- What is being asked -
Identify all lines of the data containing the string "size" and copy them.

- Source material -
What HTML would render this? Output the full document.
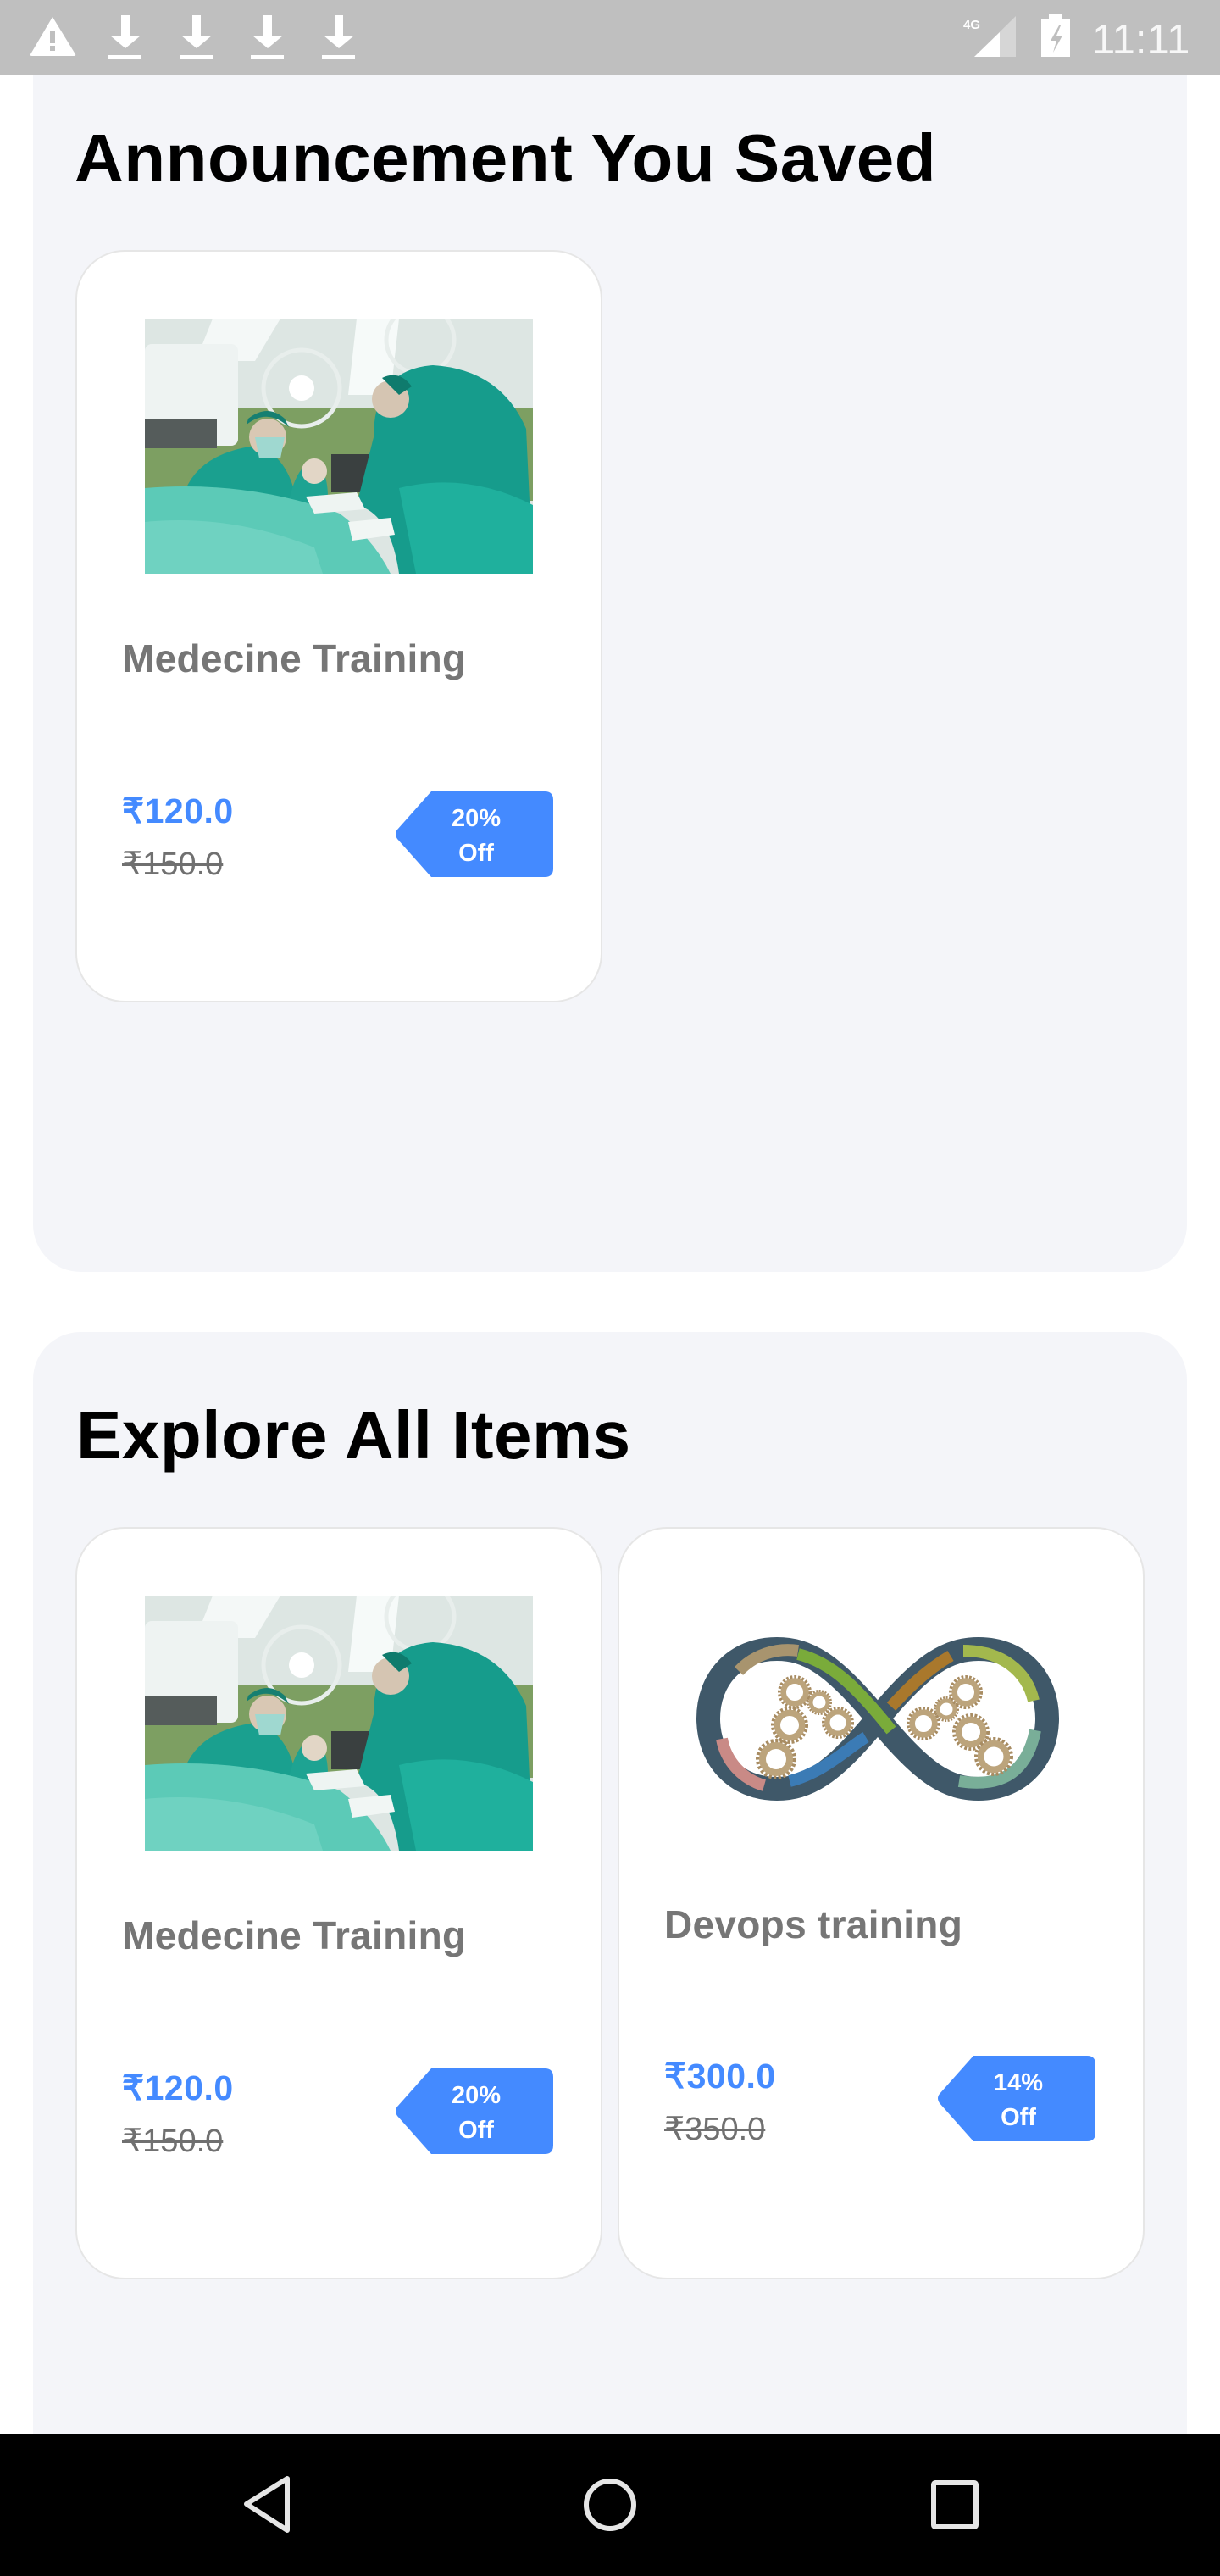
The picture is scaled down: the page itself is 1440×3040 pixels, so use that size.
<!DOCTYPE html>
<html><head><meta charset="utf-8"><style>
*{margin:0;padding:0;box-sizing:border-box}
body{width:1440px;height:3040px;background:#fff;position:relative;overflow:hidden;font-family:"Liberation Sans",sans-serif}
.a{position:absolute}
.panel{position:absolute;left:39px;width:1362px;background:#f4f5f9;border-radius:56px}
.card{position:absolute;width:622px;height:888px;background:#fff;border:2px solid #e6e6e6;border-radius:58px}
.h{position:absolute;font-size:80px;line-height:80px;font-weight:bold;color:#000;white-space:nowrap;letter-spacing:0.5px}
.t{position:absolute;font-size:46px;line-height:46px;color:#767676;white-space:nowrap;font-weight:bold;letter-spacing:0.3px}
.p{position:absolute;font-size:41px;line-height:41px;color:#448aff;font-weight:bold;white-space:nowrap;letter-spacing:0.5px}
.o{position:absolute;font-size:38px;line-height:38px;color:#707070;text-decoration:line-through;white-space:nowrap}
.b{position:absolute;width:186px;height:101px}
.b span{position:absolute;left:4px;right:0;text-align:center;color:#fff;font-weight:bold;font-size:29px;line-height:29px}
</style></head><body>
<svg width="0" height="0" style="position:absolute"><defs>
<symbol id="surg" viewBox="0 0 458 301">
<rect width="458" height="301" fill="#dde6e3"/>
<polygon points="80,0 160,0 130,50 60,50" fill="#f4f8f7"/>
<polygon points="250,0 300,0 290,90 240,90" fill="#f6faf9"/>
<rect x="0" y="105" width="458" height="110" fill="#7d9f62"/>
<rect x="0" y="30" width="110" height="120" rx="8" fill="#eef3f2"/>
<rect x="0" y="118" width="85" height="35" fill="#555c5b"/>
<circle cx="185" cy="82" r="45" fill="none" stroke="#e8eeec" stroke-width="5"/>
<circle cx="185" cy="82" r="15" fill="#fff"/>
<circle cx="325" cy="25" r="40" fill="none" stroke="#e8eeec" stroke-width="5"/>
<rect x="220" y="160" width="60" height="45" fill="#3a4040"/>
<path d="M45 210 Q60 160 130 150 Q170 160 180 220 L175 301 L45 301Z" fill="#1aa08f"/>
<circle cx="145" cy="140" r="22" fill="#d9c8b4"/>
<path d="M120 125 Q145 105 170 128 L165 118 Q145 100 122 118Z" fill="#167f71"/>
<path d="M130 140 L165 140 L160 165 L135 165Z" fill="#9fd8d0"/>
<path d="M170 215 Q180 170 200 170 Q220 180 215 230 L170 240Z" fill="#1ea392"/>
<circle cx="200" cy="180" r="15" fill="#e2d6c6"/>
<path d="M270 140 Q270 60 340 55 Q420 60 450 130 L458 301 L300 301 Q290 230 250 220Z" fill="#169c8c"/>
<path d="M300 200 Q380 180 458 220 L458 301 L320 301Z" fill="#1fb09d"/>
<circle cx="290" cy="95" r="22" fill="#d5c5b2"/>
<path d="M280 70 Q300 60 315 80 L300 90Z" fill="#0f7b6d"/>
<path d="M0 200 Q120 190 230 230 Q270 260 290 301 L0 301Z" fill="#5ccab7"/>
<path d="M0 240 Q100 230 200 270 L210 301 L0 301Z" fill="#6fd2c1"/>
<path d="M190 210 L250 205 L260 225 L200 230Z" fill="#eef4f2"/>
<path d="M240 240 L290 235 L295 255 L245 262Z" fill="#f1f6f4"/>
</symbol>
<symbol id="gear" viewBox="-30 -30 60 60">
<circle r="27" fill="none" stroke="#a88c62" stroke-width="6" stroke-dasharray="4 3"/>
<circle r="20" fill="none" stroke="#bca47c" stroke-width="10"/>
</symbol>
<symbol id="badge" viewBox="0 0 186 101">
<path d="M42 0 H176 Q186 0 186 10 V91 Q186 101 176 101 H42 L2 56 Q-2 50 2 45 Z" fill="#448aff"/>
</symbol>
</defs></svg>

<!-- panel 1 -->
<div class="panel" style="top:30px;height:1471px"></div>
<div class="a" style="left:0;top:0;width:1440px;height:88px;background:#bfbfbf;z-index:1"></div>
<svg class="a" style="left:0;top:0;z-index:2" width="1440" height="88">
<path d="M62 20 L89 64 Q90 66 87 66 L38 66 Q35 66 36 64 Z" fill="#fff"/>
<rect x="59" y="36" width="6" height="15" fill="#bfbfbf"/><rect x="59" y="54" width="6" height="6" fill="#bfbfbf"/>
<g fill="#fff">
<g><rect x="143" y="18" width="10" height="24"/><polygon points="130,42 166,42 148,57"/><rect x="128" y="65" width="39" height="5"/></g>
<g transform="translate(84 0)"><rect x="143" y="18" width="10" height="24"/><polygon points="130,42 166,42 148,57"/><rect x="128" y="65" width="39" height="5"/></g>
<g transform="translate(168 0)"><rect x="143" y="18" width="10" height="24"/><polygon points="130,42 166,42 148,57"/><rect x="128" y="65" width="39" height="5"/></g>
<g transform="translate(252 0)"><rect x="143" y="18" width="10" height="24"/><polygon points="130,42 166,42 148,57"/><rect x="128" y="65" width="39" height="5"/></g>
<polygon points="1150,67 1199,19 1199,67" fill="#d6d6d6"/>
<polygon points="1150,67 1180,38 1180,67"/>
<rect x="1229" y="22" width="34" height="45"/><rect x="1238" y="17" width="16" height="6"/>
</g>
<polygon points="1250,30 1240,48 1247,48 1243,62 1254,42 1247,42 1252,30" fill="#bfbfbf"/>
<text x="1137" y="34" font-family="Liberation Sans" font-weight="bold" font-size="15" fill="#fff">4G</text>
<text x="1289" y="63" font-family="Liberation Sans" font-size="49" fill="#f7f7f7">11:11</text>
</svg>

<div class="h" style="left:88px;top:147px">Announcement You Saved</div>
<div class="card" style="left:89px;top:295px"></div>
<svg class="a" style="left:171px;top:376px" width="458" height="301"><use href="#surg"/></svg>
<div class="t" style="left:144px;top:754px">Medecine Training</div>
<div class="p" style="left:144px;top:937px">₹120.0</div>
<div class="o" style="left:144px;top:1001px">₹150.0</div>
<div class="b" style="left:467px;top:934px"><svg width="186" height="101"><use href="#badge"/></svg><span style="top:18px">20%</span><span style="top:59px">Off</span></div>

<!-- panel 2 -->
<div class="panel" style="top:1572px;height:1400px"></div>
<div class="h" style="left:90px;top:1654px">Explore All Items</div>
<div class="card" style="left:89px;top:1802px"></div>
<svg class="a" style="left:171px;top:1883px" width="458" height="301"><use href="#surg"/></svg>
<div class="t" style="left:144px;top:2261px">Medecine Training</div>
<div class="p" style="left:144px;top:2444px">₹120.0</div>
<div class="o" style="left:144px;top:2508px">₹150.0</div>
<div class="b" style="left:467px;top:2441px"><svg width="186" height="101"><use href="#badge"/></svg><span style="top:18px">20%</span><span style="top:59px">Off</span></div>

<div class="card" style="left:729px;top:1802px"></div>
<svg class="a" style="left:822px;top:1932px" width="428" height="193" viewBox="0 0 428 193">
<path d="M214 96 C160 30 130 14 95 14 C45 14 14 50 14 96 C14 142 45 179 95 179 C130 179 160 163 214 96 C268 30 298 14 333 14 C383 14 414 50 414 96 C414 142 383 179 333 179 C298 179 268 163 214 96Z" fill="none" stroke="#3f5869" stroke-width="28"/>
<path d="M50 40 A80 80 0 0 1 120 16" stroke="#a8946e" stroke-width="14" fill="none"/>
<path d="M30 120 A70 70 0 0 0 80 175" stroke="#c98a86" stroke-width="14" fill="none"/>
<path d="M110 170 C150 160 180 130 200 118" stroke="#3b7bb5" stroke-width="14" fill="none"/>
<path d="M120 20 C160 30 190 60 230 110" stroke="#7aab3a" stroke-width="14" fill="none"/>
<path d="M230 82 C250 60 270 40 300 22" stroke="#a9782c" stroke-width="14" fill="none"/>
<path d="M315 16 C360 16 390 40 398 75" stroke="#a3b84d" stroke-width="14" fill="none"/>
<path d="M400 110 C390 160 360 178 310 170" stroke="#79ae98" stroke-width="14" fill="none"/>
<use href="#gear" x="70" y="120" width="48" height="48"/>
<use href="#gear" x="88" y="82" width="44" height="44"/>
<use href="#gear" x="96" y="45" width="40" height="40"/>
<use href="#gear" x="130" y="62" width="30" height="30"/>
<use href="#gear" x="148" y="82" width="38" height="38"/>
<use href="#gear" x="248" y="82" width="40" height="40"/>
<use href="#gear" x="280" y="70" width="30" height="30"/>
<use href="#gear" x="298" y="45" width="40" height="40"/>
<use href="#gear" x="302" y="90" width="44" height="44"/>
<use href="#gear" x="328" y="118" width="46" height="46"/>
</svg>
<div class="t" style="left:784px;top:2248px">Devops training</div>
<div class="p" style="left:784px;top:2430px">₹300.0</div>
<div class="o" style="left:784px;top:2494px">₹350.0</div>
<div class="b" style="left:1107px;top:2426px"><svg width="186" height="101"><use href="#badge"/></svg><span style="top:18px">14%</span><span style="top:59px">Off</span></div>

<!-- nav bar -->
<div class="a" style="left:0;top:2872px;width:1440px;height:168px;background:#000"></div>
<svg class="a" style="left:0;top:2872px" width="1440" height="168">
<path d="M339 53 L339 114 L291 83 Z" fill="none" stroke="#e6e6e6" stroke-width="6" stroke-linejoin="round"/>
<circle cx="720" cy="84" r="28" fill="none" stroke="#e6e6e6" stroke-width="6"/>
<rect x="1102" y="58" width="50" height="52" rx="2" fill="none" stroke="#e6e6e6" stroke-width="6"/>
</svg>
</body></html>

- Exercise answer -
The picture is scaled down: the page itself is 1440×3040 pixels, so use that size.
.h{position:absolute;font-size:80px;line-height:80px;font-weight:bold;color:#000;white-space:nowrap;letter-spacing:0.5px}
.t{position:absolute;font-size:46px;line-height:46px;color:#767676;white-space:nowrap;font-weight:bold;letter-spacing:0.3px}
.p{position:absolute;font-size:41px;line-height:41px;color:#448aff;font-weight:bold;white-space:nowrap;letter-spacing:0.5px}
.o{position:absolute;font-size:38px;line-height:38px;color:#707070;text-decoration:line-through;white-space:nowrap}
.b span{position:absolute;left:4px;right:0;text-align:center;color:#fff;font-weight:bold;font-size:29px;line-height:29px}
<text x="1137" y="34" font-family="Liberation Sans" font-weight="bold" font-size="15" fill="#fff">4G</text>
<text x="1289" y="63" font-family="Liberation Sans" font-size="49" fill="#f7f7f7">11:11</text>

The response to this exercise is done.